APIs need style, because they’re worth it

The world of cloud-native systems depends upon many protocols, standards and structures… many of which are interconnected via Application Programming Interfaces (APIs) - how should we ‘style’ the development of APIs to ensure they perform well once they hit the catwalk of life inside live software systems?


The world of cloud-native systems depends upon many constructs, protocols, standards, structures and software languages, but if there is one entity within this complete universe that now enjoys more prevalence than most, it is the API.

The use of Application Programming Interfaces (APIs) has mushroomed with the rise of the modern web and cloud over the last quarter-century. Often described in layperson’s terms as the glue that bonds different applications together inside the firmament of cloud, APIs also connect lower-level application components together and form a bond to higher levels Operating System (OS) structures, when that communications conduit is needed.

Written to a defined and required syntax, APIs have a prescribed style that they must adhere to. We have already discussed what makes a good API on IDG Connect here, but over and above building APIs with solid ‘call rate’ limiting controls, should we also be thinking about the stylistic approach behind how we create these technologies.

What style means to an API

If we were to ask a dozen different developers to define how a good, cool and perhaps nicely styled API should function, we might get two dozen different answers. But despite these differing opinions, organisations need consistency in their API design style in order to be able to work with the differing needs of future designers as a company might expand or scale.

To an API, style means being able to go out in public wearing the same coat now and in five years’ time.

While there is no foolproof solution, there are some helpful guidelines to building an API design that will stay effective for years. Jason Harmon, CTO at API platform company Stoplight, believes in automating style governance by using an automated ‘linter’ (a compliance tool used to flag programming errors, bugs, suspicious constructs… or indeed stylistic errors) as the first step to success.

Harmon says that we’ve seen this whole scenario play out before.

“During the first User eXperience (UX) age in the late 90s, the front-end developer community realized that UX really mattered to users and was a way to enhance visibility and even brand affinity. Fast forward to today, the developer experience movement is modelling that same path; make the API development process easier on developers, while ensuring that the APIs being created are more useful to end users.
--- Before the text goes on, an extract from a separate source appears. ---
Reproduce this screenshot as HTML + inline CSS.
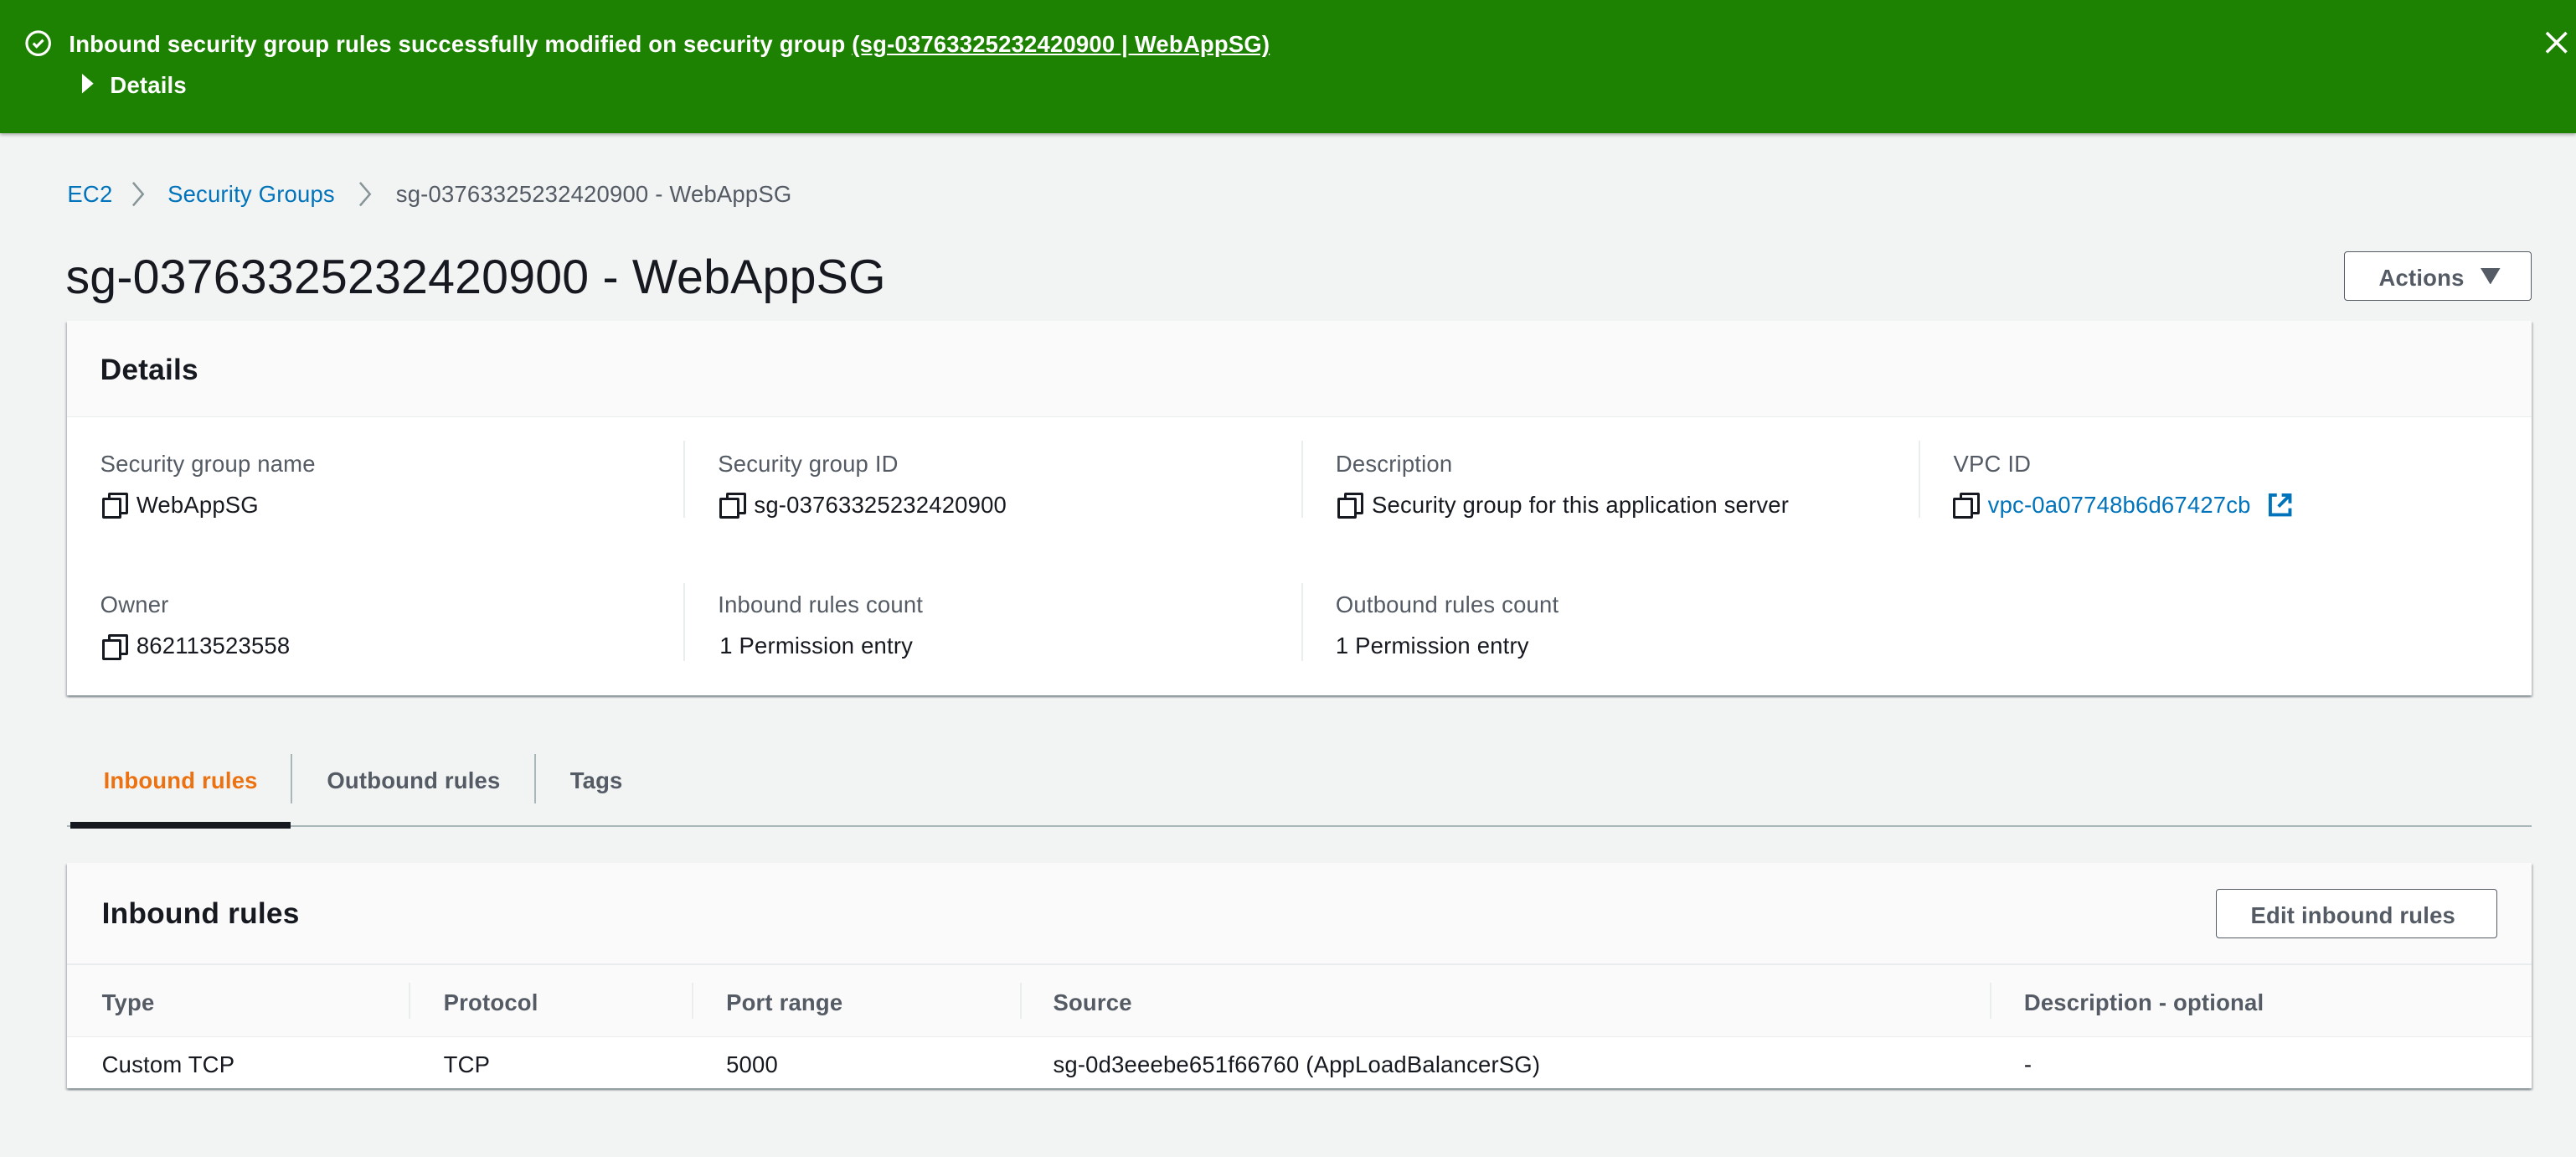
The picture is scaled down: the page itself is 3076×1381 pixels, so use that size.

Here are a few tips for styling effective APIs,” he said.

The Stoplight team advocate a trio of approaches, the sum of which they suggest can come together to prove IT departments with an appreciation of API styling that will look good this season and for seasons to come.

Tip #1: Consistency

“Consistency is the primary difference in experience between a bunch of APIs and something that feels like one cohesive platform. Implementing style guidelines into an API strategy makes consistency and standardization a no brainer. API style guides are easily consumable instructions for all relevant information that a development team will need to create or work with APIs,” explained Harmon.

Tip #2: Design-First

Drawing from its own client base experience, Stoplight’s second pillar of API style comes down to adopting design-first approach. This oft-overused term does actually means something in API terms. It is based on the idea that APIs are products that should be created in an organised, thoughtful and intentional way.

When building APIs, it’s important that it’s not just for the original developers, but also the end-users and community that will potentially interact with them. With this approach in mind, the team suggest that the very foundation of each API is rooted in designing for a broader global audience.

Tip #3: Get automation tooling

Harmon obviously advocates the use of his own firm’s product to provide automation tooling for API style fabulousness. In this case the product is called Spectral, an open source linting tool (remember linters and linting from above?) that allows users to create style guides for specifications including OpenAPI/AsyncAPI/RAML descriptions, Kubernetes configurations and GitHub actions.

It operationalises style guides (i.e. makes them workable and usable in the workplace) so they can be easily shared with other development teams to bring uniformity to all API programs.

A close confidente of Stoplight’s Harmon is freelance technical writer Janet Wagner. Toledo, Ohio-based Wagner echoes the need to style and form in API creation and lays down what she estimates are the six key form factors that should denote API style.

“Every API style guide [should] include architectural style, API description format, naming conventions, error handling, authentication & authorization, plus also versioning. When style guides proactively address all of these aspects of API design, there is much less wiggle room for inconsistency to creep in and a much better chance of developing a cohesive and unified API platform,” wrote Wagner, in a September 2021 blog.

Just like a good coat or a fine pair of shoes then, APIs do have a style about them and good styling and care does lend itself towards creating a product that will last through this season and into the next.